More than 10 million children age 5 and younger spend their days in the care of 2 million adults who are not their parents. Those adults are mostly women and are disproportionately women of color. Even the best paid among them, those who teach kindergarten at public schools, are barely holding on to the bottom rungs of the middle class. Many live in poverty. Fifty-three percent of the child care workforce is enrolled in public assistance of some kind, compared to 21 percent of the U.S. workforce as a whole.

“Any woman doing ‘women’s work’ is not seen as skilled,” said Marcy Whitebook, co-director of the Center for the Study of Child Care Employment at the University of California, Berkeley, and lead author of the 2018 Early Childhood Workforce Index. All of the statistics cited above come from the new report.

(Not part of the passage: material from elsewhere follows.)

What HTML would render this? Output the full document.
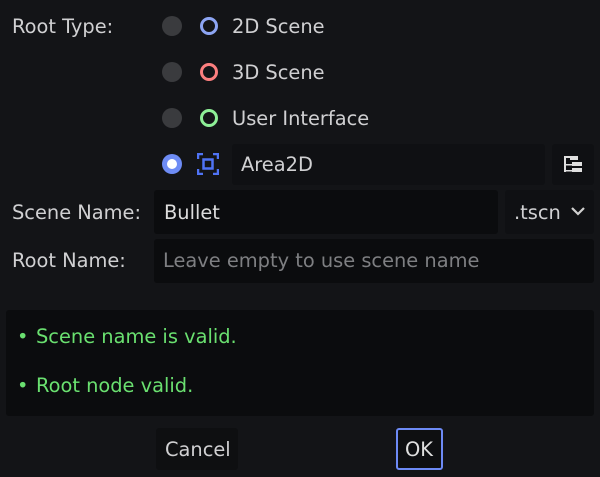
<!DOCTYPE html>
<html><head><style>
body{margin:0;width:600px;height:477px;background:#131417;font-family:"DejaVu Sans","Liberation Sans",sans-serif;font-size:19.4px;color:#d0d0d2;position:relative;overflow:hidden}
.a{position:absolute;white-space:nowrap}
.rad{position:absolute;width:20px;height:20px;border-radius:50%;background:#3a3b3e;left:162px}
.ring{position:absolute;width:12px;height:12px;border-radius:50%;border:3px solid;left:200px}
.box{position:absolute;background:#0b0c0e;border-radius:3px}
</style></head><body>
<div class="a" style="left:12px;top:15px">Root Type:</div>
<div class="rad" style="top:16px"></div><div class="ring" style="top:17px;border-color:#8da5f3"></div><div class="a" style="left:232px;top:15px">2D Scene</div>
<div class="rad" style="top:62px"></div><div class="ring" style="top:63px;border-color:#fc7f7f"></div><div class="a" style="left:232px;top:61px">3D Scene</div>
<div class="rad" style="top:108px"></div><div class="ring" style="top:109px;border-color:#8eef97"></div><div class="a" style="left:232px;top:107px">User Interface</div>
<div class="rad" style="top:154px;background:#6e8cf5"></div><div style="position:absolute;left:167px;top:159px;width:10px;height:10px;border-radius:50%;background:#fff"></div>
<svg class="a" style="left:197px;top:153px" width="22" height="22" viewBox="0 0 22 22" fill="none" stroke="#4f73f5" stroke-width="2.5"><path d="M1 6V1h5M16 1h5v5M21 16v5h-5M6 21H1v-5"/><rect x="6.5" y="6.5" width="9" height="9"/></svg>
<div class="box" style="left:232px;top:144px;width:313px;height:41px;background:#0f1013"></div>
<div class="a" style="left:241px;top:153px">Area2D</div>
<div class="box" style="left:552px;top:144px;width:42px;height:41px;background:#0f1013"></div>
<svg class="a" style="left:563px;top:154px" width="22" height="22" viewBox="0 0 22 22" fill="#e0e0e0"><rect x="1" y="2" width="9" height="2"/><rect x="1" y="2" width="2" height="16"/><rect x="7" y="2" width="8" height="4"/><rect x="3" y="10" width="6" height="1.5"/><rect x="9" y="8" width="10" height="4"/><rect x="3" y="16" width="6" height="1.5"/><rect x="9" y="14" width="10" height="4"/></svg>
<div class="a" style="left:12px;top:201px">Scene Name:</div>
<div class="box" style="left:154px;top:190px;width:344px;height:44px"></div>
<div class="a" style="left:164px;top:201px;color:#dcdcdc">Bullet</div>
<div class="box" style="left:505px;top:190px;width:89px;height:44px;background:#0f1013"></div>
<div class="a" style="left:514px;top:201px">.tscn</div>
<svg class="a" style="left:570px;top:205px" width="16" height="12" viewBox="0 0 16 12" fill="none" stroke="#d0d0d0" stroke-width="2.2"><path d="M2 3l6 6 6-6"/></svg>
<div class="a" style="left:12px;top:249px">Root Name:</div>
<div class="box" style="left:154px;top:239px;width:440px;height:44px"></div>
<div class="a" style="left:163px;top:249px;color:#7e7f82">Leave empty to use scene name</div>
<div class="box" style="left:6px;top:310px;width:588px;height:106px;background:#0b0c0e"></div>
<div class="a" style="left:17px;top:325px;color:#6ae070">•</div><div class="a" style="left:36px;top:325px;color:#6ae070">Scene name is valid.</div>
<div class="a" style="left:17px;top:374px;color:#6ae070">•</div><div class="a" style="left:36px;top:374px;color:#6ae070">Root node valid.</div>
<div class="box" style="left:156px;top:428px;width:82px;height:42px;background:#0e0f11"></div>
<div class="a" style="left:165px;top:438px">Cancel</div>
<div class="box" style="left:396px;top:428px;width:43px;height:38px;border:2px solid #6d8af5;background:#0e0f11"></div>
<div class="a" style="left:405px;top:438px;color:#e0e0e0">OK</div>
</body></html>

“We have a history in this county of relying on poor women and women of color to take care of children of people who have more resources,” Whitebook said. “This idea that you can be working full-time taking care of someone else’s children and then worrying about feeding and clothing your own…” She trailed off and sighed. “In many countries there’s a gap. It’s just not as big.”

Whitebook has studied the plight of child care workers for more than 40 years. When first researching the issue in 1976, she was stunned to find a 1918 review of “day nurseries” in Chicago highlighting the problems with low pay and poor working conditions for nursery “matrons.”

One hundred years later, Whitebook said, we have the same problems.